WHAT THIS TASK INVOLVES. It is required that the lines from the top of the listing through the line with "string; value: string" be reproduced exactly, excluding pictures.

***** RAW DATA *****

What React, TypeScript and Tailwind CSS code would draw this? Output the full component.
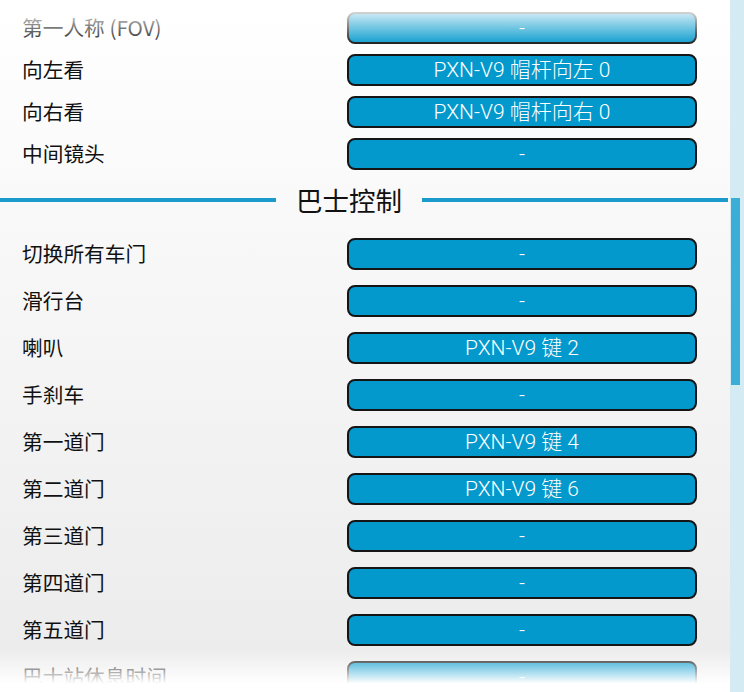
import React from "react";

const font = {
  fontFamily: '"Noto Sans CJK SC", "Noto Sans", sans-serif',
};
const btnFont = {
  fontFamily: 'Roboto, "Noto Sans CJK SC", sans-serif',
};

type Row = { label: string; value: string };

const top: Row[] = [
  { label: "第一人称 (FOV)", value: "-" },
  { label: "向左看", value: "PXN-V9 帽杆向左 0" },
  { label: "向右看", value: "PXN-V9 帽杆向右 0" },
  { label: "中间镜头", value: "-" },
];

const bus: Row[] = [
  { label: "切换所有车门", value: "-" },
  { label: "滑行台", value: "-" },
  { label: "喇叭", value: "PXN-V9 键 2" },
  { label: "手刹车", value: "-" },
  { label: "第一道门", value: "PXN-V9 键 4" },
  { label: "第二道门", value: "PXN-V9 键 6" },
  { label: "第三道门", value: "-" },
  { label: "第四道门", value: "-" },
  { label: "第五道门", value: "-" },
  { label: "巴士站休息时间", value: "-" },
];

function BindRow({ r }: { r: Row }) {
  return (
    <div className="flex items-center h-[32px] shrink-0">
      <div
        className="w-[347px] pl-[22px] text-[20.7px] leading-none text-[#111111] -mt-[2px]"
        style={font}
      >
        {r.label}
      </div>
      <div
        className="w-[350px] h-[32px] rounded-[8px] border-2 border-[#151515] bg-[#0399cc] flex items-center justify-center text-white text-[21px] font-light leading-none"
        style={btnFont}
      >
        {r.value}
      </div>
    </div>
  );
}

export default function App() {
  return (
    <div className="flex w-[744px] h-[692px] overflow-hidden">
      <div className="relative w-[730px] h-[692px] overflow-hidden bg-gradient-to-b from-white to-[#ebebeb]">
        <div className="flex flex-col pt-[12px]">
          <div className="flex flex-col gap-[10px]">
            {top.map((r) => (
              <BindRow key={r.label} r={r} />
            ))}
          </div>
          <div className="flex items-center h-[44px] mt-[8px] mb-[16px]">
            <div className="w-[276px] h-[4px] bg-[#1a9bcc]" />
            <div
              className="px-[20px] text-[26.5px] leading-none text-[#111111]"
              style={font}
            >
              巴士控制
            </div>
            <div className="flex-1 h-[4px] bg-[#1a9bcc] mr-[2px]" />
          </div>
          <div className="flex flex-col gap-[15px]">
            {bus.map((r) => (
              <BindRow key={r.label} r={r} />
            ))}
          </div>
        </div>
        <div className="absolute left-0 right-0 top-0 h-[46px] bg-gradient-to-b from-white from-10% to-transparent pointer-events-none" />
        <div className="absolute left-0 right-0 bottom-0 h-[42px] bg-gradient-to-t from-white from-20% to-transparent pointer-events-none" />
      </div>
      <div className="w-[14px] h-[692px] bg-[#d5ebf4] flex flex-col">
        <div className="h-[198px]" />
        <div className="w-[9px] ml-[1px] h-[187px] bg-[#3aaed6]" />
      </div>
    </div>
  );
}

*****

RESULT BELOW.
What React, TypeScript and Tailwind CSS code would draw this? Output the full component.
import React from "react";

const font = {
  fontFamily: '"Noto Sans CJK SC", "Noto Sans", sans-serif',
};
const btnFont = {
  fontFamily: 'Roboto, "Noto Sans CJK SC", sans-serif',
};

type Row = { label: string; value: string };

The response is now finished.